Several answers indicated changing this behavior today would cause problems, as it would break a major feature of PHP. In any case, considering some first responses, it doesn’t seem like this RFC is going to have much success.


Right at the beginning of the month, a mailing-list has been created for members of AFUP (French User-Group), to discuss in French about RFCs announced on internals@.

Following the discussions we’ve had on this mailing-list, I have (as I’m acting as its coordinator) posted a summary of AFUP’s members’ opinion on three threads:

Basically, we would like for the community (using a User-Group, to have some official entity) to participate more in the evolution process of PHP. This mailing-list and the resulting mails to internals@ seem to us like a good first step toward that goal.

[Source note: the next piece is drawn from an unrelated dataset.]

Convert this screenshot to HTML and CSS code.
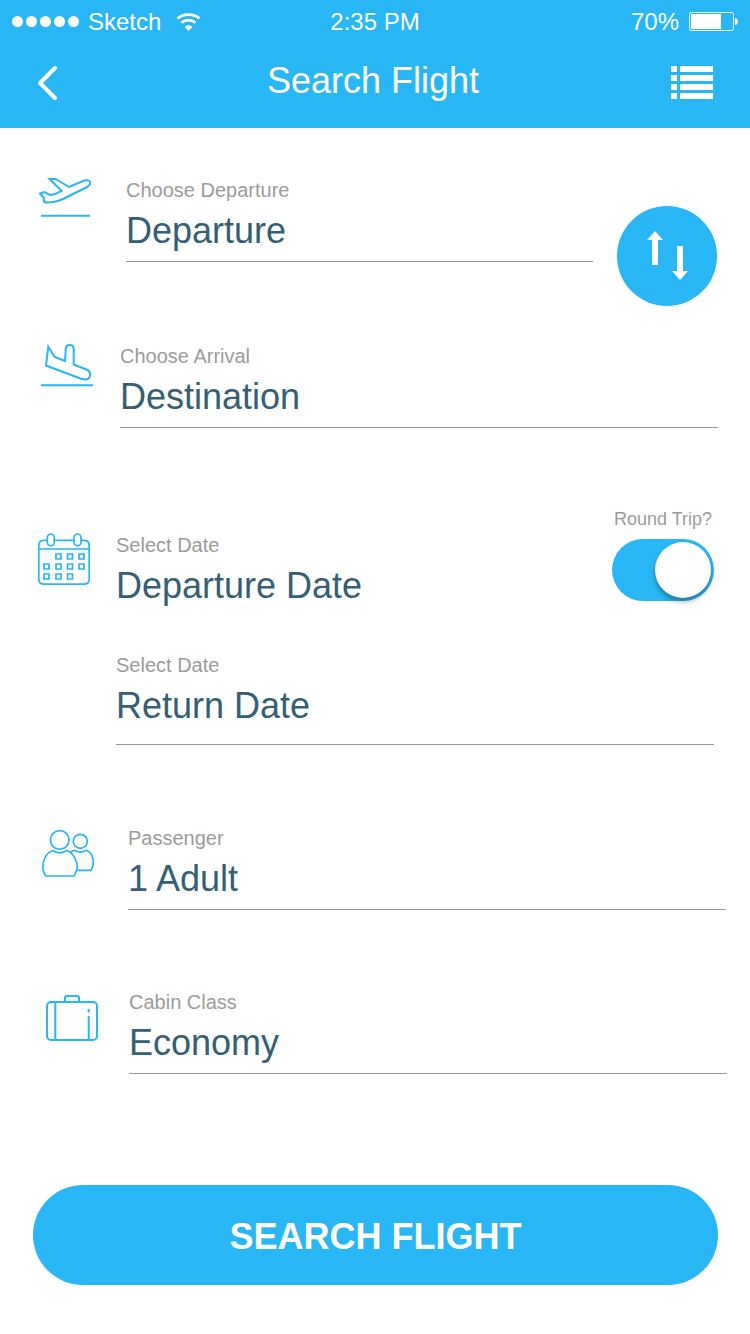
FILE: index.html
```html
<!DOCTYPE html>
<html lang="en">
<head>
    <meta charset="UTF-8">
    <meta name="viewport" content="width=device-width, initial-scale=1.0">
    <title>Search Flight</title>
    <link rel="stylesheet" href="styles.css">
</head>
<body>
    <header class="header">
        <div class="status-bar">
            <div class="status-left">
                <div class="signal">
                    <span></span><span></span><span></span><span></span><span></span>
                </div>
                <span class="carrier">Sketch</span>
                <svg class="wifi" width="24" height="18" viewBox="0 0 24 18" fill="none" stroke="#fff" stroke-width="2.700">
                    <path d="M1.500 5.500C7 .2 18 .2 23.500 5.500"/>
                    <path d="M5.500 9.700C9.500 6.300 15.500 6.300 19.500 9.700"/>
                    <path d="M12.500 18L8.700 14C10.500 11.600 14.500 11.600 16.300 14Z" fill="#fff" stroke="none"/>
                </svg>
            </div>
            <span>2:35 PM</span>
            <div class="status-right">
                <span class="percent">70%</span>
                <svg width="49" height="19" viewBox="0 0 49 19">
                    <rect x="0.5" y="0.5" width="44" height="18" rx="2" fill="none" stroke="#fff"/>
                    <rect x="2" y="2" width="30" height="15" fill="#fff"/>
                    <path d="M46 6C50 6 50 13 46 13Z" fill="#fff"/>
                </svg>
            </div>
        </div>

        <nav class="nav">
            <button type="button" class="icon-button back-button" aria-label="Back">
                <svg width="22" height="36" viewBox="0 0 22 36" fill="none" stroke="#fff" stroke-width="4" stroke-linecap="round" stroke-linejoin="round">
                    <path d="M18 4L3 19L18 34"/>
                </svg>
            </button>
            <h1>Search Flight</h1>
            <button type="button" class="icon-button menu-button" aria-label="Menu">
                <svg width="42" height="33" viewBox="0 0 42 33" fill="#fff">
                    <path d="M0 0h6v6H0zM9 0h33v6H9zM0 9h6v6H0zM9 9h33v6H9zM0 18h6v6H0zM9 18h33v6H9zM0 27h6v6H0zM9 27h33v6H9z"/>
                </svg>
            </button>
        </nav>
    </header>

    <form class="search-form">
        <div class="row row-departure">
            <svg class="icon" viewBox="0 0 52 52">
                <path d="M10.500 1H16.500L30 9L44 3C47 1.700 50.500 2 51 4C51.500 6 50.500 7.700 48 9L25 20.500C19 23.500 13 24.500 8 24.500C5 24.500 4 23 5 20L1 15.500L5.500 14L11 17C15 16.500 19 15 22.500 12.800Z"/>
                <path d="M2 37.700H51"/>
            </svg>
            <div class="field">
                <label for="departure">Choose Departure</label>
                <input type="text" id="departure" placeholder="Departure">
            </div>
            <button type="button" class="swap-button" aria-label="Swap departure and destination">
                <svg width="40" height="50" viewBox="0 0 40 50" fill="#fff">
                    <path d="M8 0L16 9H11V34H5V9H0Z"/>
                    <path d="M30 15H36V40H41L33 49L25 40H30Z"/>
                </svg>
            </button>
        </div>

        <div class="row row-arrival">
            <svg class="icon" viewBox="0 0 52 52">
                <path d="M7.300 2.700L13.700 13L24 17L24.700 5C25 -0.300 32.700 -0.300 32.700 5V20.500L45.500 25.500C51.500 28 49.500 36.500 43.500 35.500L40 34.700L5 21.500Z"/>
                <path d="M0 41.300H52"/>
            </svg>
            <div class="field">
                <label for="arrival">Choose Arrival</label>
                <input type="text" id="arrival" placeholder="Destination">
            </div>
        </div>

        <div class="row row-dates">
            <svg class="icon icon-thin calendar" viewBox="0 0 52 52">
                <path d="M9.300 7.300H6Q.8 7.300 .8 12.500V46Q.8 51.200 6 51.200H46Q51.200 51.200 51.200 46V12.500Q51.200 7.300 46 7.300H43M16.300 7.300H36M.8 16H51.200"/>
                <rect x="9.300" y="1" width="7" height="11.700" rx="3.500"/>
                <rect x="36" y="1" width="7" height="11.700" rx="3.500"/>
                <path d="M18 21h5v5h-5zM29.500 21h5v5h-5zM41 21h5v5h-5zM6 31h5v5H6zM18 31h5v5h-5zM29.500 31h5v5h-5zM41 31h5v5h-5zM6 41h5v5H6zM18 41h5v5h-5zM29.500 41h5v5h-5z"/>
            </svg>
            <div class="dates">
                <div class="dates-top">
                    <div class="field field-plain">
                        <label for="departureDate">Select Date</label>
                        <input type="text" id="departureDate" placeholder="Departure Date">
                    </div>
                    <div class="round-trip">
                        <label for="roundTrip">Round Trip?</label>
                        <input type="checkbox" id="roundTrip" class="toggle" checked>
                    </div>
                </div>
                <div class="field field-return">
                    <label for="returnDate">Select Date</label>
                    <input type="text" id="returnDate" placeholder="Return Date">
                </div>
            </div>
        </div>

        <div class="row row-passenger">
            <svg class="icon icon-thin" viewBox="0 0 52 52">
                <circle cx="17.700" cy="14" r="9.300"/>
                <circle cx="38.300" cy="15.300" r="7"/>
                <path d="M10.700 24.500C15 27.300 20.500 27.300 25 24.500C32 27 37 38 34.500 44.500L32 50H3.500C-1.500 42 1 28 10.700 24.500Z"/>
                <path d="M28.500 26L32 24.300C36 26.500 40.500 26.500 44.500 24.300C51 27 53.500 37 49 44.300H34.500"/>
            </svg>
            <div class="field">
                <label for="passenger">Passenger</label>
                <select id="passenger">
                    <option>1 Adult</option>
                    <option>2 Adults</option>
                    <option>3 Adults</option>
                </select>
            </div>
        </div>

        <div class="row row-cabin">
            <svg class="icon" viewBox="0 0 52 52">
                <rect x="1" y="12" width="50" height="38" rx="4"/>
                <path d="M19 12V8Q19 6 21 6H31Q33 6 33 8V12M9.300 12V50M42.700 26V50M42.700 19V22.500"/>
            </svg>
            <div class="field">
                <label for="cabin">Cabin Class</label>
                <select id="cabin">
                    <option>Economy</option>
                    <option>Business</option>
                    <option>First</option>
                </select>
            </div>
        </div>

        <button type="submit" class="search-button">SEARCH FLIGHT</button>
    </form>
</body>
</html>
```
FILE: styles.css
```css
* {
    margin: 0;
    padding: 0;
    box-sizing: border-box;
    font-family: "Liberation Sans", Arial, sans-serif;
}

body {
    background: #fff;
}

svg {
    display: block;
    flex-shrink: 0;
}

button {
    border: none;
    background: none;
    cursor: pointer;
}

/* Header */
.header {
    background: #29b6f4;
    color: #fff;
    padding-bottom: 7px;
}

.status-bar {
    display: grid;
    grid-template-columns: 1fr auto 1fr;
    align-items: center;
    height: 43px;
    padding: 0 12px;
    font-size: 24px;
    line-height: 28px;
}

.status-left,
.status-right {
    display: flex;
    align-items: center;
}

.status-right {
    justify-content: flex-end;
    gap: 10px;
}

.signal {
    display: flex;
    gap: 3px;
    margin-right: 9px;
}

.signal span {
    width: 11px;
    height: 11px;
    border-radius: 50%;
    background: #fff;
}

.wifi {
    margin-left: 15px;
}

.nav {
    display: grid;
    grid-template-columns: 1fr auto 1fr;
    align-items: center;
    height: 78px;
    padding: 0 37px 0 33px;
}

.nav h1 {
    font-size: 36px;
    font-weight: normal;
    line-height: 44px;
    padding-bottom: 2px;
}

.back-button {
    justify-self: start;
    margin-left: 4px;
}

.menu-button {
    justify-self: end;
}

/* Form */
.search-form {
    padding: 50px 0;
}

.row {
    display: flex;
    align-items: flex-start;
}

.icon {
    width: 52px;
    height: 52px;
    fill: none;
    stroke: #29b6f4;
    stroke-width: 2;
}

.icon-thin {
    stroke-width: 1.7;
}

.field {
    flex: 1;
    min-width: 0;
}

.field label {
    display: block;
    font-size: 20px;
    line-height: 24px;
    color: #9b9b9b;
}

.field input,
.field select {
    display: block;
    width: 100%;
    height: 53px;
    margin-top: 7px;
    padding-bottom: 8px;
    border: none;
    border-bottom: 1px solid #979797;
    border-radius: 0;
    outline: none;
    background: none;
    appearance: none;
    font-size: 36px;
    line-height: 44px;
    color: #355f74;
}

.field input::placeholder {
    color: #355f74;
    opacity: 1;
}

.row-departure {
    gap: 24px;
    padding: 0 33px 0 39px;
}

.row-departure .icon {
    margin-right: 11px;
}

.swap-button {
    display: flex;
    align-items: center;
    justify-content: center;
    flex-shrink: 0;
    width: 100px;
    height: 100px;
    margin-top: 28px;
    border-radius: 50%;
    background: #29b6f4;
}

.swap-button svg {
    overflow: visible;
}

.row-arrival {
    gap: 27px;
    margin-top: 38px;
    padding: 0 32px 0 41px;
}

.row-dates {
    gap: 26px;
    margin-top: 81px;
    padding: 0 36px 0 38px;
}

.calendar {
    margin-top: 24px;
}

.dates {
    flex: 1;
}

.dates-top {
    display: flex;
    align-items: flex-start;
}

.field-plain {
    margin-top: 24px;
}

.field-plain input {
    height: 44px;
    padding-bottom: 0;
    border-bottom: none;
}

.field-return {
    margin-top: 45px;
}

.field-return input {
    height: 61px;
    padding-bottom: 16px;
}

.round-trip {
    display: flex;
    flex-direction: column;
    align-items: center;
    gap: 10px;
}

.round-trip label {
    font-size: 18px;
    line-height: 20px;
    color: #9b9b9b;
}

.toggle {
    display: flex;
    justify-content: flex-end;
    width: 102px;
    height: 62px;
    padding: 3px;
    border-radius: 31px;
    background: #29b6f4;
    appearance: none;
    cursor: pointer;
}

.toggle::before {
    content: "";
    width: 56px;
    height: 56px;
    border-radius: 50%;
    background: #fff;
    box-shadow: 0 4px 5px rgba(0, 0, 0, 0.3);
}

.toggle:not(:checked) {
    justify-content: flex-start;
    background: #ccc;
}

.row-passenger {
    gap: 34px;
    margin-top: 81px;
    padding: 0 24px 0 42px;
}

.row-cabin {
    gap: 31px;
    margin-top: 80px;
    padding: 0 23px 0 46px;
}

.search-button {
    display: block;
    width: calc(100% - 65px);
    height: 100px;
    margin: 111px 32px 0 33px;
    padding-top: 4px;
    border-radius: 50px;
    background: #29b6f4;
    color: #fff;
    font-size: 36px;
    font-weight: bold;
}
```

Votes on RFC: intdiv() have ended: adding a new operator for integer division has been rejected (with 24 votes “no” and 5 votes “yes”) and the alternative solution – adding an intdiv() function – has passed (with 28 votes “yes” and 0 votes “no”).

To help with debugging, Dmitry Stogov suggested to add a new get_resources() function that would return a list of all existing resources (optionally limited to a specific type). This changes has been commited a few days later – no need for an RFC for such a simple thing.

Michael Wallner wrote the RFC: Add pecl_http to core. For now, only a few mails have been exchanged, but Johannes Schlüter noted it might be interesting to use this implementation for internal HTTP(s) stream – and for this extension to systematically (or, at least, by default) be enabled.

After several months of debates, Anatol Belski annouced the 64-bits patch for integers and strings length has (finally) been merged.

Dmitry Stogov set up a new memory manager for PHP 7. The matter has not been discussed much, but it seems this manager brings some performance gain – even it it might be relatively limited.